No livro A Contemplação do Mundo, tento demonstrar que a
tendência geral da pós-modernidade, perceptível particularmente nas jovens
gerações, consiste menos em querer mudar o mundo – e mais em se acomodar ao
mundo. Adaptar-se, ajustar-se a ele. Isso pode nos conduzir a evitar a
devastação, cujos “saques” ecológicos são exemplos cotidianos. Com o sociólogo
italiano Massimo De Felice, no Centro de Pesquisa Atopos da Universidade de São
Paulo (USP), tentamos justamente desenvolver pesquisas sobre essa “ecosofia”.

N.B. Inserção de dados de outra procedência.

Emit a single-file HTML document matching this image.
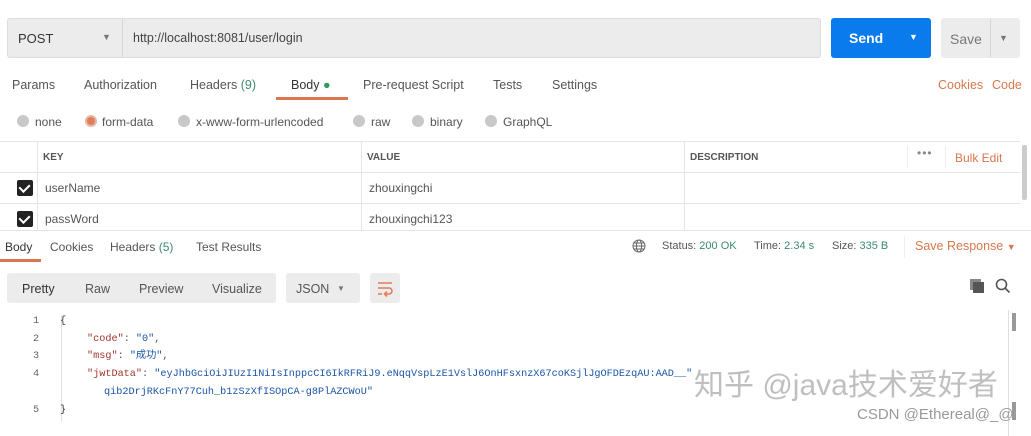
<!DOCTYPE html>
<html><head><meta charset="utf-8"><style>
*{margin:0;padding:0;box-sizing:border-box}
body{width:1031px;height:436px;background:#fff;position:relative;overflow:hidden;font-family:"Liberation Sans","Noto Sans CJK SC",sans-serif;font-size:12px;color:#555}
.a{position:absolute;white-space:nowrap}
.or{color:#d9774f}
.g{color:#3d8a6e}
.mono{font-family:"Liberation Mono","Noto Sans CJK SC",monospace;font-size:10.2px;line-height:14px;height:14px}
.k{color:#a2342a}.v{color:#1a56a8}
.rad{position:absolute;width:12px;height:12px;border-radius:50%;background:#c8c8c8}
.cb{position:absolute;width:16px;height:16px;background:#222;border-radius:2px}
.cb:after{content:"";position:absolute;left:4px;top:2px;width:5px;height:8px;border:solid #fff;border-width:0 2.5px 2.5px 0;transform:rotate(45deg)}
</style></head><body>
<div class="a" style="left:7px;top:18px;width:814px;height:40px;background:#ececec;border:1px solid #dcdcdc;border-radius:3px"></div>
<div class="a" style="left:122px;top:19px;width:1px;height:38px;background:#d6d6d6"></div>
<div class="a" style="left:18px;top:31px;font-size:13px;color:#333">POST</div>
<div class="a" style="left:102px;top:32px;font-size:9px;color:#777">▼</div>
<div class="a" style="left:133px;top:31px;font-size:12.5px;color:#444">http://localhost:8081/user/login</div>
<div class="a" style="left:831px;top:18px;width:100px;height:40px;background:#097bed;border-radius:3px"></div>
<div class="a" style="left:849px;top:30px;font-size:14px;font-weight:bold;color:#fff">Send</div>
<div class="a" style="left:909px;top:32px;font-size:9px;color:#fff">▼</div>
<div class="a" style="left:941px;top:18px;width:79px;height:40px;background:#ececec;border-radius:3px"></div>
<div class="a" style="left:990px;top:19px;width:1px;height:38px;background:#d6d6d6"></div>
<div class="a" style="left:950px;top:31px;font-size:14px;color:#777">Save</div>
<div class="a" style="left:999px;top:33px;font-size:9px;color:#777">▼</div>
<div class="a" style="left:12px;top:78px;font-size:12.5px">Params</div>
<div class="a" style="left:84px;top:78px;font-size:12.5px">Authorization</div>
<div class="a" style="left:190px;top:78px;font-size:12.5px">Headers <span class="g">(9)</span></div>
<div class="a" style="left:291px;top:78px;font-size:12.5px;color:#333">Body <span style="color:#2e9a55">●</span></div>
<div class="a" style="left:276px;top:97px;width:72px;height:3px;background:#d9774f"></div>
<div class="a" style="left:363px;top:78px;font-size:12.5px">Pre-request Script</div>
<div class="a" style="left:493px;top:78px;font-size:12.5px">Tests</div>
<div class="a" style="left:552px;top:78px;font-size:12.5px">Settings</div>
<div class="a or" style="left:938px;top:78px;font-size:12.5px">Cookies</div>
<div class="a or" style="left:992px;top:78px;font-size:12.5px">Code</div>
<div class="rad" style="left:17px;top:115px"></div><div class="a" style="left:35px;top:115px">none</div>
<div class="rad" style="left:85px;top:115px;background:#e07d5d;border:2px solid #e8b8a4"></div><div class="a" style="left:102px;top:115px">form-data</div>
<div class="rad" style="left:178px;top:115px"></div><div class="a" style="left:196px;top:115px">x-www-form-urlencoded</div>
<div class="rad" style="left:353px;top:115px"></div><div class="a" style="left:371px;top:115px">raw</div>
<div class="rad" style="left:412px;top:115px"></div><div class="a" style="left:430px;top:115px">binary</div>
<div class="rad" style="left:485px;top:115px"></div><div class="a" style="left:503px;top:115px">GraphQL</div>
<div class="a" style="left:0;top:141px;width:1020px;height:1px;background:#e4e4e4"></div>
<div class="a" style="left:0;top:172px;width:1020px;height:1px;background:#e4e4e4"></div>
<div class="a" style="left:0;top:203px;width:1020px;height:1px;background:#e4e4e4"></div>
<div class="a" style="left:37px;top:142px;width:1px;height:88px;background:#e4e4e4"></div>
<div class="a" style="left:361px;top:142px;width:1px;height:88px;background:#e4e4e4"></div>
<div class="a" style="left:684px;top:142px;width:1px;height:88px;background:#e4e4e4"></div>
<div class="a" style="left:907px;top:146px;width:1px;height:22px;background:#eee"></div>
<div class="a" style="left:945px;top:146px;width:1px;height:22px;background:#eee"></div>
<div class="a" style="left:43px;top:152px;font-size:10px;font-weight:bold;color:#555">KEY</div>
<div class="a" style="left:367px;top:152px;font-size:10px;font-weight:bold;color:#555">VALUE</div>
<div class="a" style="left:690px;top:152px;font-size:10px;font-weight:bold;color:#555">DESCRIPTION</div>
<div class="a" style="left:917px;top:146px;font-size:12px;color:#888;letter-spacing:1px">•••</div>
<div class="a or" style="left:955px;top:151px;font-size:12px">Bulk Edit</div>
<div class="cb" style="left:17px;top:180px"></div>
<div class="cb" style="left:17px;top:211px"></div>
<div class="a" style="left:45px;top:181px">userName</div>
<div class="a" style="left:369px;top:181px">zhouxingchi</div>
<div class="a" style="left:45px;top:212px">passWord</div>
<div class="a" style="left:369px;top:212px">zhouxingchi123</div>
<div class="a" style="left:1022px;top:145px;width:5px;height:55px;background:#ccc;border-radius:2px"></div>
<div class="a" style="left:0;top:230px;width:1031px;height:1px;background:#e4e4e4"></div>
<div class="a" style="left:5px;top:240px;font-size:12px;color:#333">Body</div>
<div class="a" style="left:0;top:259px;width:41px;height:3px;background:#d9774f"></div>
<div class="a" style="left:50px;top:240px;font-size:12px">Cookies</div>
<div class="a" style="left:110px;top:240px;font-size:12px">Headers <span class="g">(5)</span></div>
<div class="a" style="left:196px;top:240px;font-size:12px">Test Results</div>
<svg class="a" style="left:632px;top:239px" width="14" height="14" viewBox="0 0 14 14" fill="none" stroke="#666" stroke-width="1"><circle cx="7" cy="7" r="6"/><ellipse cx="7" cy="7" rx="2.6" ry="6"/><path d="M1 7h12M2 4h10M2 10h10"/></svg>
<div class="a" style="left:662px;top:240px;font-size:11px">Status: <span class="g">200 OK</span></div>
<div class="a" style="left:754px;top:240px;font-size:11px">Time: <span class="g">2.34 s</span></div>
<div class="a" style="left:832px;top:240px;font-size:11px">Size: <span class="g">335 B</span></div>
<div class="a" style="left:904px;top:236px;width:1px;height:22px;background:#eee"></div>
<div class="a or" style="left:915px;top:239px;font-size:12.5px">Save Response <span style="font-size:9px">▼</span></div>
<div class="a" style="left:7px;top:273px;width:269px;height:30px;background:#ececec;border-radius:3px"></div>
<div class="a" style="left:22px;top:282px;font-size:12.5px;color:#333">Pretty</div>
<div class="a" style="left:85px;top:282px;font-size:12.5px">Raw</div>
<div class="a" style="left:139px;top:282px;font-size:12.5px">Preview</div>
<div class="a" style="left:212px;top:282px;font-size:12.5px">Visualize</div>
<div class="a" style="left:286px;top:273px;width:74px;height:30px;background:#ececec;border-radius:3px"></div>
<div class="a" style="left:296px;top:282px;font-size:12.5px">JSON</div>
<div class="a" style="left:337px;top:284px;font-size:8px;color:#777">▼</div>
<div class="a" style="left:370px;top:273px;width:30px;height:30px;background:#ececec;border-radius:3px"></div>
<svg class="a" style="left:376px;top:279px" width="18" height="18" viewBox="0 0 18 18" fill="none" stroke="#e07d5d" stroke-width="1.6"><path d="M2 4h14M2 9h11a3 3 0 0 1 0 6H9M11 12.5l-2.5 2.5 2.5 2.5M2 15h4"/></svg>
<svg class="a" style="left:969px;top:278px" width="16" height="16" viewBox="0 0 16 16"><rect x="1" y="1" width="11" height="11" fill="#888"/><rect x="4" y="4" width="11" height="11" fill="#555"/></svg>
<svg class="a" style="left:995px;top:278px" width="16" height="16" viewBox="0 0 16 16" fill="none" stroke="#555" stroke-width="1.6"><circle cx="6.5" cy="6.5" r="5"/><path d="M10 10l4.5 4.5"/></svg>
<div class="a" style="left:61px;top:316px;width:1px;height:106px;background:#e0e0e0"></div>
<div class="a mono" style="left:33px;top:315px;color:#666">1</div>
<div class="a mono" style="left:33px;top:333px;color:#666">2</div>
<div class="a mono" style="left:33px;top:350px;color:#666">3</div>
<div class="a mono" style="left:33px;top:368px;color:#666">4</div>
<div class="a mono" style="left:33px;top:404px;color:#666">5</div>
<div class="a mono" style="left:60px;top:315px;color:#333">{</div>
<div class="a mono" style="left:87px;top:333px"><span class="k">"code"</span>: <span class="v">"0"</span>,</div>
<div class="a mono" style="left:87px;top:350px"><span class="k">"msg"</span>: <span class="v">"成功"</span>,</div>
<div class="a mono" style="left:87px;top:368px"><span class="k">"jwtData"</span>: <span class="v">"eyJhbGciOiJIUzI1NiIsInppcCI6IkRFRiJ9.eNqqVspLzE1VslJ6OnHFsxnzX67coKSjlJgOFDEzqAU:AAD__"</span></div>
<div class="a mono v" style="left:104px;top:386px">qib2DrjRKcFnY77Cuh_b1zSzXfISOpCA-g8PlAZCWoU"</div>
<div class="a mono" style="left:60px;top:404px;color:#333">}</div>
<div class="a" style="left:1012px;top:313px;width:4px;height:18px;background:#999"></div>
<div class="a" style="left:1012px;top:402px;width:4px;height:18px;background:#999"></div>
<div class="a" style="left:1008px;top:310px;width:1px;height:126px;background:#e0e0e0"></div>
<div class="a" style="left:694px;top:360px;font-size:30px;color:rgba(170,170,170,0.75)">知乎 @java技术爱好者</div>
<div class="a" style="left:857px;top:406px;font-size:15px;color:#999">CSDN @Ethereal@_@</div>
</body></html>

Acredito que é assim que precisamos compreender o “ritmo da vida”, isto é,
pensar a existência a partir de um ponto fixo – a natureza, o território –,
todos os elementos que fazem com que o ambiente social dependa do ambiente
natural. Se a modernidade foi um pouco paranoica, levando à dominação e à
devastação do mundo, na pós-modernidade uma nova sabedoria está em gestação.
Por fim, a tecnologia
é um meio? Ou uma mensagem?
É habitual considerar que, com a prevalência de um
racionalismo exacerbado, a tecnologia moderna contribuiu para um
desencantamento do mundo. No entanto, na minha opinião, é paradoxal observar
que, atualmente, esse desenvolvimento tecnológico, especialmente nos seus usos
sociais, nos direcionam a um reencantamento do mundo. Nessa perspectiva, as
mídias sociais são ao mesmo tempo um meio e uma mensagem, que confortam a vida
em sociedade. Se a modernidade se firmou a partir de um princípio
individualista, a tecnologia pós-moderna abriga um relacionismo galopante – uma
relação, como frisei, entre nós e os outros.